Les Lithuaniens, qui forment l’aile droite, se précipitent avec fureur sur l’armée des teutoniques. Ceux-ci tiennent bon, et leur canon fait des ravages dans les rangs des ennemis, qui, au bout d’une heure, reculent et se débandent; beaucoup fuient jusqu’en Lithuanie, où ils répandent la nouvelle de la défaite de Jagellon. Une petite partie de l’armée polonaise est entraînée dans la déroute; la bannière de saint George a reculé, et même la bannière royale a été jetée par terre; mais elle a été aussitôt relevée : le centre se raffermit, et l’aile gauche est intacte. Cependant les teutoniques s’étaient répandus à la poursuite des Lithuaniens; joyeux, ils chantaient, voyant fuir ces ennemis du Christ, l’hymne qui commence par ces mots : « Le Christ s’est levé ; » mais ils avaient perdu leur ordre de bataille et compromis la journée en portant leur principal effort sur le contingent lithuanien. Au moment où ils reviennent vers leurs positions, après avoir abandonné la poursuite, Jagellon les attaque de flanc et les met en désordre. Bientôt le grand maître se voit obligé de faire donner les seize bannières de la réserve. Il les conduit lui-même au centre de l’armée polonaise, où le roi, comme il avait été décidé en conseil de guerre, se tenait au milieu du retranchement formé par les chariots de guerre. Jagellon veut se précipiter dans la mêlée; un des siens se jette aux rênes de son cheval ; le roi l’écarté avec sa lance, mais se souvient qu’il doit demeurer et demeure. Il veut du moins faire donner sa garde de soixante lances; sa garde demeure derrière lui. Les teutoniques ne peuvent entamer le retranchement ; un d’eux, qui a pénétré jusqu’au roi, tombe à ses pieds, frappé d’un coup de lance par le notaire royal Sbigneus, qui sera plus tard archevêque. Alors on entendit le grand-maître commander un mouvement vers la droite, où était la bannière royale. La petite troupe héroïque se précipita ; elle fut cernée ; le grand maître ne demanda pas merci : il périt avec presque tous les officiers.
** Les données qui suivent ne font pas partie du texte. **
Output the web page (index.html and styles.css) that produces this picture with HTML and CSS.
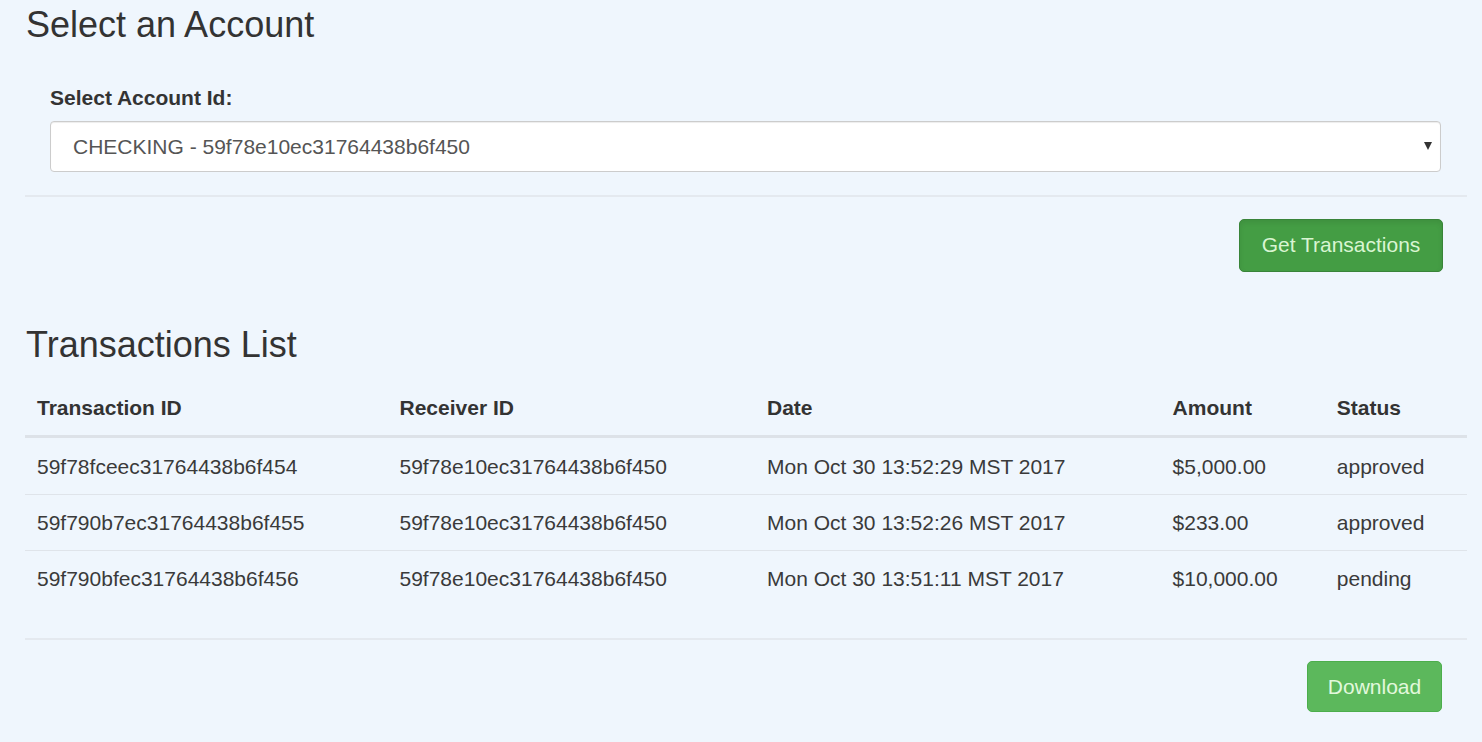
FILE: index.html
```html
<!DOCTYPE html>
<html lang="en">
<head>
<meta charset="utf-8">
<title>Transactions</title>
<link rel="stylesheet" href="styles.css">
</head>
<body>
<div class="page">
  <h3 class="title">Select an Account</h3>
  <form class="account-form">
    <div class="form-group">
      <label class="label" for="acct">Select Account Id:</label>
      <div class="select-wrap">
        <select id="acct" class="select">
          <option>CHECKING - 59f78e10ec31764438b6f450</option>
        </select>
      </div>
    </div>
  </form>
  <hr class="rule rule-top">
  <div class="actions actions-top">
    <button class="btn btn-dark" type="button">Get Transactions</button>
  </div>

  <h3 class="title title-list">Transactions List</h3>
  <table class="table">
    <thead>
      <tr>
        <th class="c-tx">Transaction ID</th>
        <th class="c-rx">Receiver ID</th>
        <th class="c-date">Date</th>
        <th class="c-amt">Amount</th>
        <th class="c-status">Status</th>
      </tr>
    </thead>
    <tbody>
      <tr>
        <td>59f78fceec31764438b6f454</td>
        <td>59f78e10ec31764438b6f450</td>
        <td>Mon Oct 30 13:52:29 MST 2017</td>
        <td>$5,000.00</td>
        <td>approved</td>
      </tr>
      <tr>
        <td>59f790b7ec31764438b6f455</td>
        <td>59f78e10ec31764438b6f450</td>
        <td>Mon Oct 30 13:52:26 MST 2017</td>
        <td>$233.00</td>
        <td>approved</td>
      </tr>
      <tr>
        <td>59f790bfec31764438b6f456</td>
        <td>59f78e10ec31764438b6f450</td>
        <td>Mon Oct 30 13:51:11 MST 2017</td>
        <td>$10,000.00</td>
        <td>pending</td>
      </tr>
    </tbody>
  </table>
  <hr class="rule rule-bottom">
  <div class="actions actions-bottom">
    <button class="btn btn-light" type="button">Download</button>
  </div>
</div>
</body>
</html>
```

FILE: styles.css
```css
* { box-sizing: border-box; }

html, body {
  margin: 0;
  padding: 0;
  background: #eff6fd;
}

body {
  font-family: "Liberation Sans", Arial, Helvetica, sans-serif;
  font-size: 21px;
  line-height: 1.42857;
  color: #3a3a3a;
}

.page {
  width: 1442px;
  margin-left: 25px;
  padding-top: 5px;
}

.title {
  margin: 0;
  font-size: 36px;
  font-weight: 400;
  line-height: 1.1;
  color: #333;
  padding-left: 1px;
}

.account-form {
  margin-top: 38px;
  padding: 0 26px 0 25px;
}

.form-group {
  margin: 0;
}

.label {
  display: block;
  font-weight: 700;
  margin-bottom: 8px;
  line-height: 30px;
  color: #333;
}

.select-wrap {
  position: relative;
}

.select-wrap::after {
  content: "";
  position: absolute;
  right: 9px;
  top: 21px;
  border-left: 4px solid transparent;
  border-right: 4px solid transparent;
  border-top: 8px solid #333;
  pointer-events: none;
}

.select {
  display: block;
  width: 100%;
  height: 51px;
  padding: 0 22px;
  font-family: inherit;
  font-size: 21px;
  color: #555;
  background: #fff;
  border: 1px solid #ccc;
  border-radius: 4px;
  box-shadow: inset 0 1px 1px rgba(0,0,0,.075);
  -webkit-appearance: none;
  appearance: none;
  outline: none;
}

.rule {
  border: 0;
  border-top: 2px solid #e4e9ef;
  margin: 0;
}

.rule-top {
  margin-top: 23px;
}

.actions {
  display: flex;
  justify-content: flex-end;
  padding-right: 24px;
}

.actions-top {
  margin-top: 22px;
  margin-bottom: 53px;
}

.btn {
  font-family: inherit;
  font-size: 21px;
  line-height: 30px;
  padding: 10px 18px;
  border-radius: 5px;
  cursor: pointer;
}

.btn-dark {
  height: 53px;
  width: 204px;
  background: #449d44;
  border: 1px solid #398439;
  color: #d9f5d2;
  box-shadow: inset 0 3px 5px rgba(0,0,0,.08);
}

.btn-light {
  height: 51px;
  width: 135px;
  background: #5cb85c;
  border: 1px solid #4cae4c;
  color: #e2f8dc;
}

.table {
  width: 100%;
  margin-top: 17px;
  border-collapse: collapse;
  border-spacing: 0;
}

.table th,
.table td {
  text-align: left;
  padding: 12px 12px;
  line-height: 30px;
  vertical-align: top;
}

.table th {
  font-weight: 700;
  color: #333;
  border-bottom: 3px solid #dde2e8;
}

.table td {
  border-top: 1px solid #dfe4ea;
  padding-top: 13px;
  padding-bottom: 12px;
}

.table tbody tr:first-child td {
  border-top: 0;
  padding-top: 14px;
}

.c-tx { width: 362px; }
.c-rx { width: 367px; }
.c-date { width: 405px; }
.c-amt { width: 164px; }
.c-status { width: 142px; }

.rule-bottom {
  margin-top: 32px;
}

.actions-bottom {
  margin-top: 21px;
  padding-right: 25px;
}
```
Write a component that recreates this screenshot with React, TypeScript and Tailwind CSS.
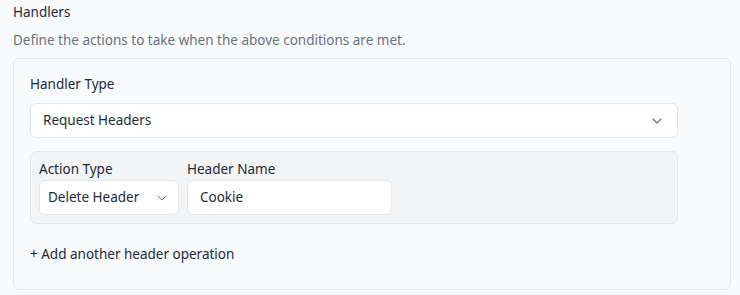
import { ChevronDown } from "lucide-react";

function Label({ children }: { children: React.ReactNode }) {
  return <div className="text-[13.5px] leading-5 text-gray-800">{children}</div>;
}

export default function App() {
  return (
    <div
      className="h-[295px] w-[740px] bg-[#f9fafb] px-[13px] pt-[2px] text-gray-800"
      style={{ fontFamily: '"Noto Sans", sans-serif' }}
    >
      <div className="text-[13.5px] leading-5">Handlers</div>
      <p className="mt-[8px] text-[13.5px] leading-5 text-gray-500">
        Define the actions to take when the above conditions are met.
      </p>

      <div className="mt-[8px] w-[718px] rounded-md border border-gray-200 bg-[#f9fafb] px-4 pb-[25px] pt-[15px]">
        <Label>Handler Type</Label>
        <button className="mt-[9px] flex h-[35px] w-[648px] items-center justify-between rounded-md border border-gray-200 bg-white px-3 text-[13.5px]">
          <span>Request Headers</span>
          <ChevronDown className="h-4 w-4 text-gray-500" strokeWidth={1.75} />
        </button>

        <div className="mt-[13px] w-[648px] rounded-md border border-gray-200 bg-gray-100 px-2 pb-2 pt-[7px]">
          <div className="flex gap-2">
            <div>
              <Label>Action Type</Label>
              <button className="mt-[1px] flex h-[35px] w-[140px] items-center justify-between rounded-md border border-gray-200 bg-white px-2 text-[13.5px]">
                <span>Delete Header</span>
                <ChevronDown className="h-4 w-4 text-gray-500" strokeWidth={1.5} />
              </button>
            </div>
            <div>
              <Label>Header Name</Label>
              <div className="mt-[1px] flex h-[35px] w-[205px] items-center rounded-md border border-gray-200 bg-white px-3 text-[13.5px]">
                Cookie
              </div>
            </div>
          </div>
        </div>

        <div className="mt-[20px] text-[13.5px] leading-5">+ Add another header operation</div>
      </div>
    </div>
  );
}
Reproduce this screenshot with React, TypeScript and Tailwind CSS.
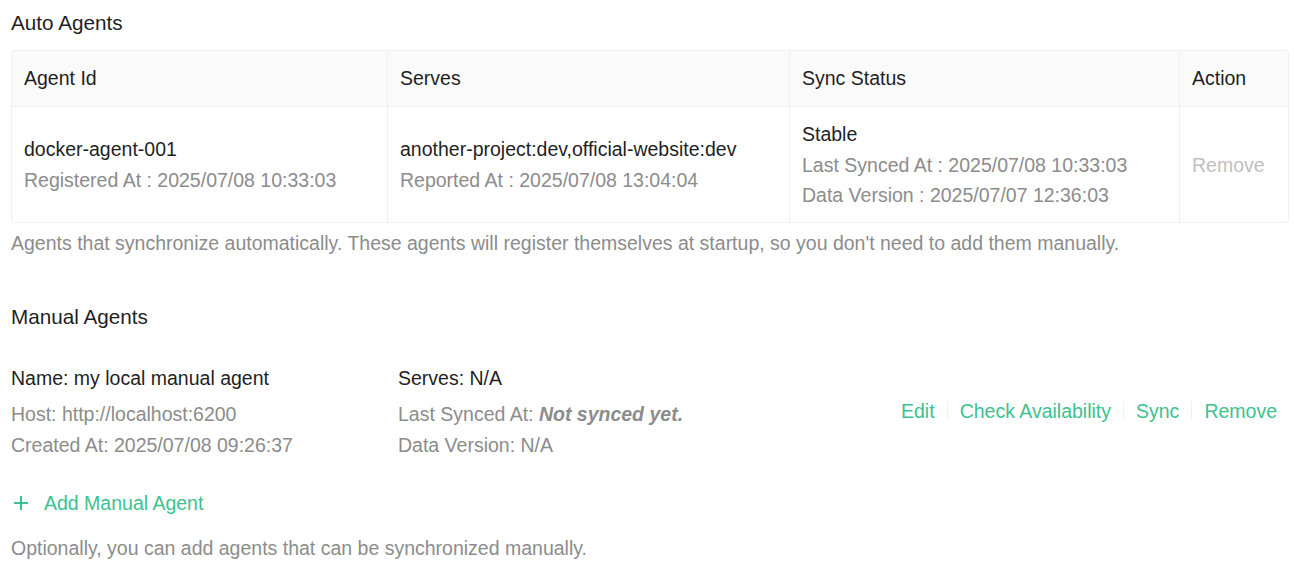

Le désordre était tel dans l’armée teutonique que ce mouvement désespéré n’avait pas été soutenu. Les fuyards encombraient les retranchemens de chars, situés au-dessus du village de Tannenberg. Jagellon défendit qu’on commençât la poursuite avant que le retranchement fût emporté. Ce fut l’affaire d’un quart d’heure. Le roi de Pologne alla se poster alors sur la colline où la veille avait campé le grand maître, et il vit briller aux rayons du soleil couchant les armures des soldats teutoniques éparpillés dans la déroute. Beaucoup furent pris ou se noyèrent dans les étangs. Dlugloss, chanoine de Cracovie, le plus véridique historien de cette grande journée, rapporte, sans y croire, que l’armée prussienne y perdit cinquante mille hommes tués et quarante mille prisonniers; ces chiffres sont exagérés, mais le désastre fut immense. Au soir de la bataille, Jagellon, fatigué, se jeta sous un arbre en attendant qu’on préparât sa tente, et il donna l’ordre qu’on ensevelît dans la petite église de Tannenberg les corps des commandeurs. Le lendemain, pendant la célébration de la messe, les bannières prisonnières flottaient autour de l’autel de campagne du roi de Pologne. Toute la journée, six secrétaires écrivirent sur des tableaux la liste des prisonniers, pendant que les soldats vainqueurs estimaient leur butin, et, faisant couler le vin à flots, célébraient les funérailles de l’ordre teutonique.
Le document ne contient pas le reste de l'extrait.